DATA SEGMENT ->
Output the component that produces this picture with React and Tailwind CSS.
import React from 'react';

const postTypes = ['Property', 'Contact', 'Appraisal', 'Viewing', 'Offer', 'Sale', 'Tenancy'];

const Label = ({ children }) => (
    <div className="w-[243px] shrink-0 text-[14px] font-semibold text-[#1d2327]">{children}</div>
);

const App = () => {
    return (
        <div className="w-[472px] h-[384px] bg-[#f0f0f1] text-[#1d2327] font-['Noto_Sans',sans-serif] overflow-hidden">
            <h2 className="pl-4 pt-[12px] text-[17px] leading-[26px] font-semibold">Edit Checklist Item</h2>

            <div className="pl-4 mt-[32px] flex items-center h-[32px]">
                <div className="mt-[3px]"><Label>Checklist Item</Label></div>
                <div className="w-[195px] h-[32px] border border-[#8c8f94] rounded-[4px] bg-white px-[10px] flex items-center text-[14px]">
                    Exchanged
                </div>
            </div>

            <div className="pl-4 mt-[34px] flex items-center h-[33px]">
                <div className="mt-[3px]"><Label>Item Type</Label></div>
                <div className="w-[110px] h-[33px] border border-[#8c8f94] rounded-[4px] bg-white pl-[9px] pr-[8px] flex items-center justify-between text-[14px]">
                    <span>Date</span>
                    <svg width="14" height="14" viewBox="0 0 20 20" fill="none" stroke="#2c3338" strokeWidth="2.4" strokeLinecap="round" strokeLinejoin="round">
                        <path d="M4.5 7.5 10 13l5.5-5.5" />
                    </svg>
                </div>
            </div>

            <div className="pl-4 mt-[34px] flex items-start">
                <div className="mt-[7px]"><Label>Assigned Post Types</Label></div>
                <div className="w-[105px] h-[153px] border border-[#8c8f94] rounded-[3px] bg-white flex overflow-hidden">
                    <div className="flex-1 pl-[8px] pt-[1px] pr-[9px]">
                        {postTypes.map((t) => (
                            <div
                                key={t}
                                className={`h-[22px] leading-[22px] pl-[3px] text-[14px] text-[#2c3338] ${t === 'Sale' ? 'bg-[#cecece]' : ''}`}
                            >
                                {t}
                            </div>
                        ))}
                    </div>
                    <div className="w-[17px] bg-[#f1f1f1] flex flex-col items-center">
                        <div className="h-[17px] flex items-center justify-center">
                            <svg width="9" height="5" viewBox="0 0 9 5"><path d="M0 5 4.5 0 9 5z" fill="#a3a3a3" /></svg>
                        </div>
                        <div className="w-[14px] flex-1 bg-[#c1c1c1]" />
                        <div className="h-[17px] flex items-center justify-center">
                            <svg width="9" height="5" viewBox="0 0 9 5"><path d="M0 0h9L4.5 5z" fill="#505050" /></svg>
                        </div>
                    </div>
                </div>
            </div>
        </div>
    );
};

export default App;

EXERCISE GOAL -> Reproduce the entire listing word for word.

SOLUTION FOR THIS EXERCISE ->
Output the component that produces this picture with React and Tailwind CSS.
import React from 'react';

const postTypes = ['Property', 'Contact', 'Appraisal', 'Viewing', 'Offer', 'Sale', 'Tenancy'];

const Label = ({ children }) => (
    <div className="w-[243px] shrink-0 text-[14px] font-semibold text-[#1d2327]">{children}</div>
);

const App = () => {
    return (
        <div className="w-[472px] h-[384px] bg-[#f0f0f1] text-[#1d2327] font-['Noto_Sans',sans-serif] overflow-hidden">
            <h2 className="pl-4 pt-[12px] text-[17px] leading-[26px] font-semibold">Edit Checklist Item</h2>

            <div className="pl-4 mt-[32px] flex items-center h-[32px]">
                <div className="mt-[3px]"><Label>Checklist Item</Label></div>
                <div className="w-[195px] h-[32px] border border-[#8c8f94] rounded-[4px] bg-white px-[10px] flex items-center text-[14px]">
                    Exchanged
                </div>
            </div>

            <div className="pl-4 mt-[34px] flex items-center h-[33px]">
                <div className="mt-[3px]"><Label>Item Type</Label></div>
                <div className="w-[110px] h-[33px] border border-[#8c8f94] rounded-[4px] bg-white pl-[9px] pr-[8px] flex items-center justify-between text-[14px]">
                    <span>Date</span>
                    <svg width="14" height="14" viewBox="0 0 20 20" fill="none" stroke="#2c3338" strokeWidth="2.4" strokeLinecap="round" strokeLinejoin="round">
                        <path d="M4.5 7.5 10 13l5.5-5.5" />
                    </svg>
                </div>
            </div>

            <div className="pl-4 mt-[34px] flex items-start">
                <div className="mt-[7px]"><Label>Assigned Post Types</Label></div>
                <div className="w-[105px] h-[153px] border border-[#8c8f94] rounded-[3px] bg-white flex overflow-hidden">
                    <div className="flex-1 pl-[8px] pt-[1px] pr-[9px]">
                        {postTypes.map((t) => (
                            <div
                                key={t}
                                className={`h-[22px] leading-[22px] pl-[3px] text-[14px] text-[#2c3338] ${t === 'Sale' ? 'bg-[#cecece]' : ''}`}
                            >
                                {t}
                            </div>
                        ))}
                    </div>
                    <div className="w-[17px] bg-[#f1f1f1] flex flex-col items-center">
                        <div className="h-[17px] flex items-center justify-center">
                            <svg width="9" height="5" viewBox="0 0 9 5"><path d="M0 5 4.5 0 9 5z" fill="#a3a3a3" /></svg>
                        </div>
                        <div className="w-[14px] flex-1 bg-[#c1c1c1]" />
                        <div className="h-[17px] flex items-center justify-center">
                            <svg width="9" height="5" viewBox="0 0 9 5"><path d="M0 0h9L4.5 5z" fill="#505050" /></svg>
                        </div>
                    </div>
                </div>
            </div>
        </div>
    );
};

export default App;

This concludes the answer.